Key Takeaways
- •Apiwe Nxusani-Mawela is SA's first Black female brewery owner — her Brewsters Academy trained 13 graduates in 2025
- •Lucy Corne is Africa's first Advanced Cicerone and co-founded the continent's only beer competition
- •Meg McCulloch co-built Jack Black from a market stall to SA's most recognised craft brand
- •Charlene Louw leads BASA, representing an industry worth $5.2 billion to SA's GDP
- •The SA beer industry has historically been male-dominated — these women are changing it structurally, not symbolically
Why This Article Matters
Brewing has always been women's work. For most of human history, across most cultures — including right here in southern Africa — women brewed the beer.
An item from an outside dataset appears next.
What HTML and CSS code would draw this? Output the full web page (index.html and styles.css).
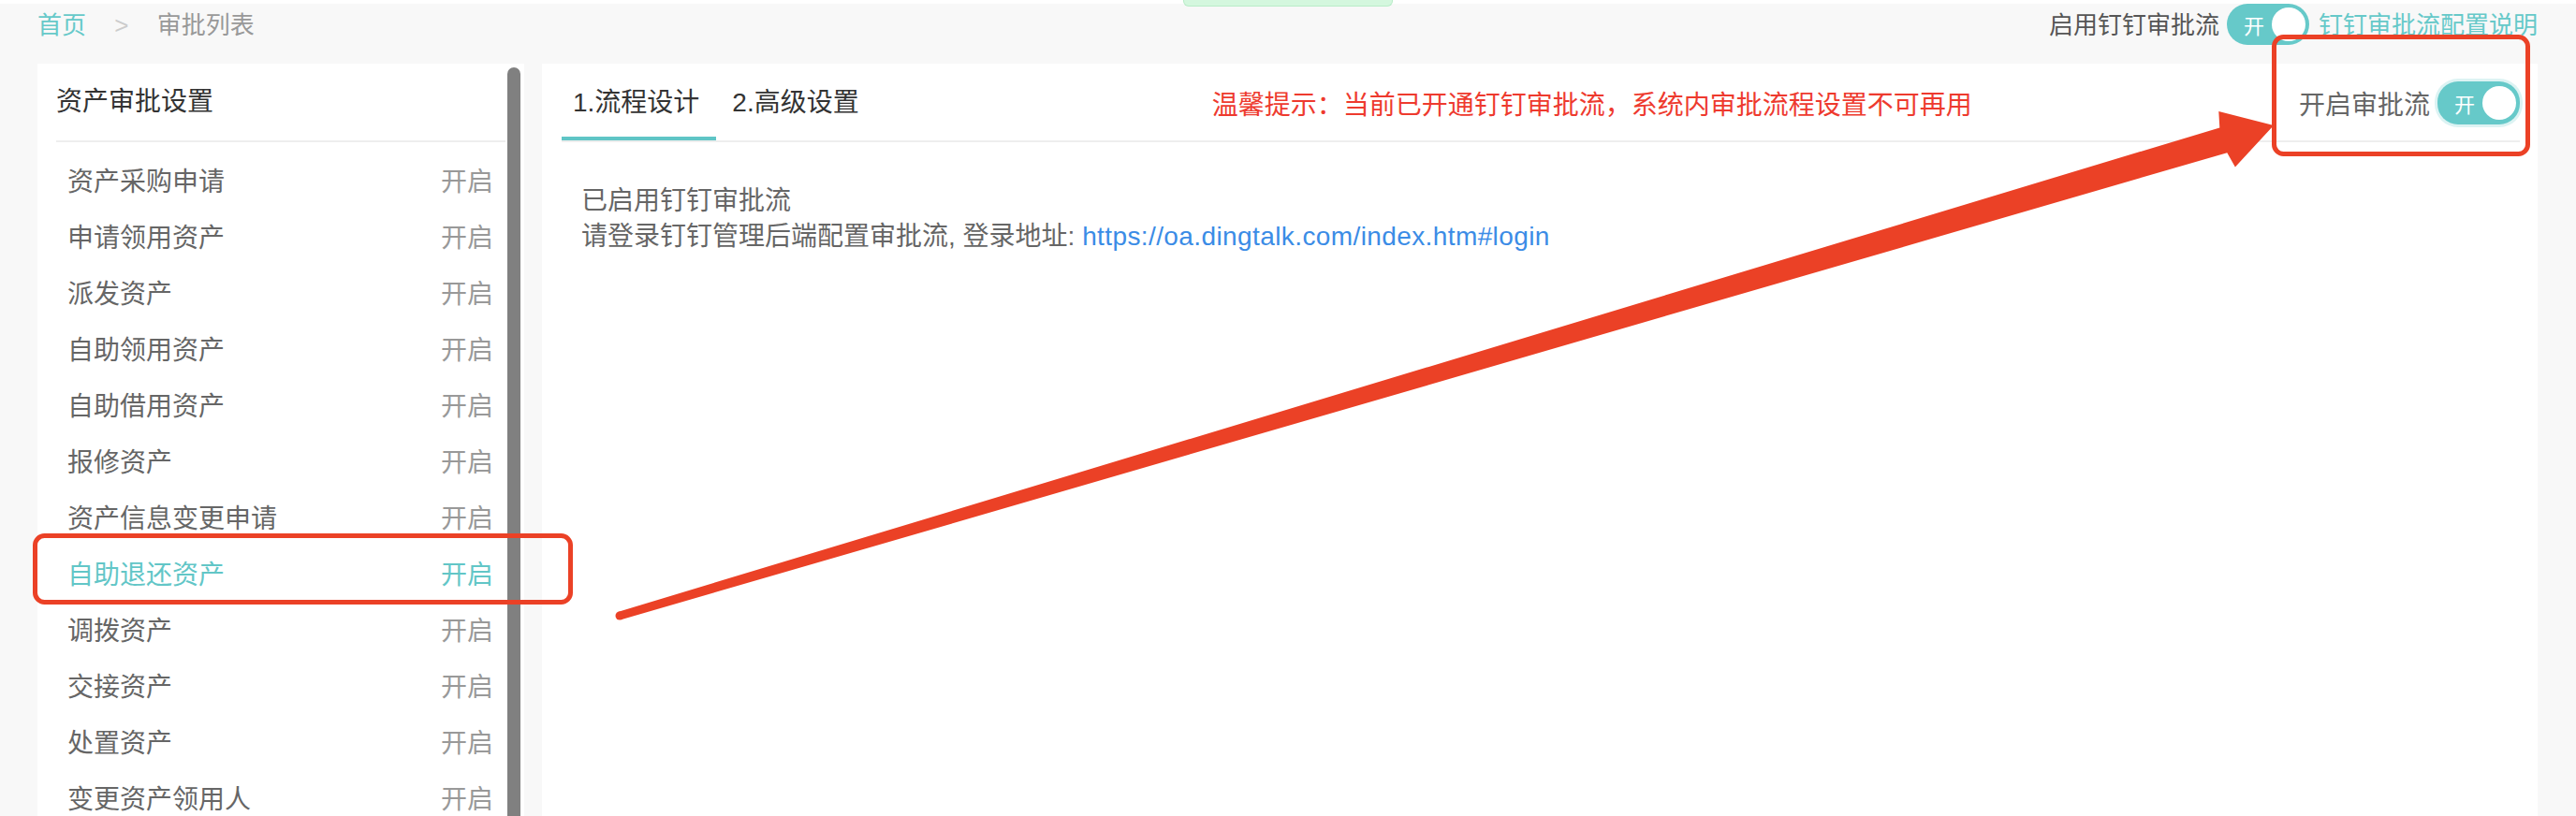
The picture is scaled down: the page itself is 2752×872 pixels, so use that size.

Umqombothi, South Africa's oldest beer, is traditionally brewed by women for ceremonies, ancestral rituals, and community gatherings.
The industrialisation of beer in the 19th and 20th centuries changed that. By the time craft brewing arrived in South Africa in the 2000s, the industry was overwhelmingly male — in ownership, in brewing, in writing about it, and in drinking it. The women profiled here didn't just enter that space; they're restructuring it.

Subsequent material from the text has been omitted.